A review by marc129
The Blazing World by Siri Hustvedt

3.0

Identity, gender, perception, self-deception…
Siri Hustvedt is known as a writer for intellectuals. Her novels usually drill very deep into the human soul, they are full of scientific, philosophical and literary references and her stories are embedded in ingenious plots with continuous changes in perspective and time. I liked most of her previous novels, and [b:What I Loved|125502|What I Loved|Siri Hustvedt|https://images.gr-assets.com/books/1347721158s/125502.jpg|1309881] and especially [b:The Shaking Woman, or A History of My Nerves|7055093|The Shaking Woman, or A History of My Nerves|Siri Hustvedt|https://images.gr-assets.com/books/1312052466s/7055093.jpg|7306302] are among the best that have been published in the last decades. But with this book, "The Blazing World", I’m in doubt.

It's definitely a very interesting novel both by the theme(s) as by the format. To start with the latter: Hustvedt presents her novel as a puzzle, a collection of testimonies, interviews, essays, letters and extensive diary notes, by different characters, but it's all focussing around Harriet Burden, a 60-year-old New York artist who has been performing a particular experiment. Burden was very frustrated about the fact that women in the arts still aren’t taken seriously, and therefore she exhibited some of her work under the name of some younger, male colleagues. You can guess it: the arty farty-art world (that Hustvedt herself knows very well) is been put on display in a mockery way, but at the same time, also the gender issue is put into focus.

In my opinion Hustvedt’s most important focus is on the issue of the 'persona': what is the identity of a person (male/female/…), how is it perceived by others, how does it perceive itself? It’s no coincidence that the experiment of Harriet Burden is called “Maskings”, and the technique of hiding behind masks is continuously discussed in the different contributions to this novel. It’s an issue that already a century ago was brilliantly raised by the Italian writer Luigi Pirandello and a bit later also by the Portuguese Fernando Pessoa (and his heteronyms), and which has lost nothing of its relevance. Identity, masks, perception… it are notions that always show up in the pages of this novel.

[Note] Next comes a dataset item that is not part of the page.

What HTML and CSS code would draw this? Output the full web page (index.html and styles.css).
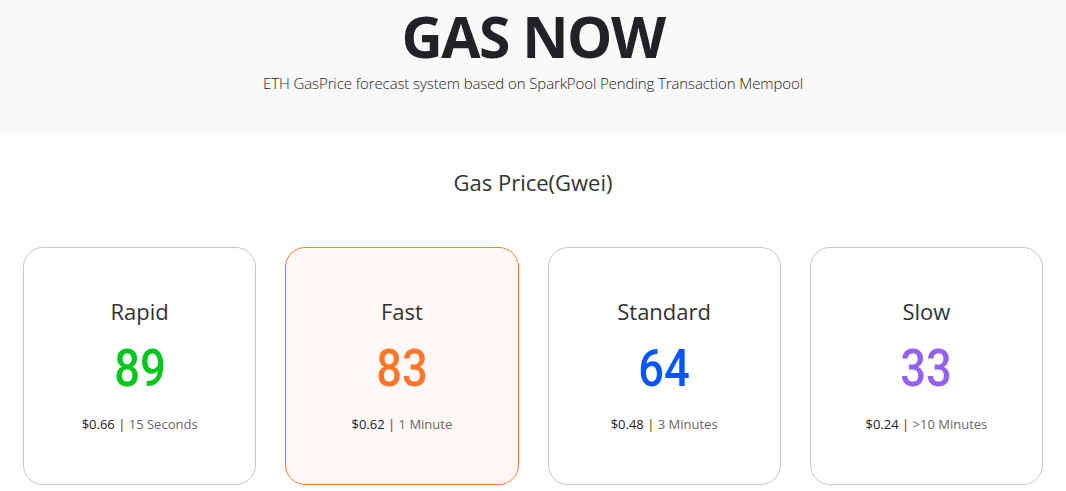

In other words, Hustvedt has combined these relevant themes with a puzzle structure (of course reference is made to Georges Perec) that puts her readers really to the test. To some extent she certainly succeeds in keeping the attention going. But I have one major point of doubt and that is the main character Harriet Burden herself. By Hustvedt she is presented as a very complicated being, in various roles (not only as an artist but also as a wife, mother, daughter, grandmother, and so on), but even after 450 pages she keeps on being an elusive creature (with some pun Harriet herself calls this ‘the burden of Burden’). At some point as a reader you even wonder whether her critics were right when they state that Harriet was a frustrated, neurotic and disturbed person. That sounds very harsh, but it shows how Hustvedt plays with the concepts of perception, self-perception and even includes self-deception.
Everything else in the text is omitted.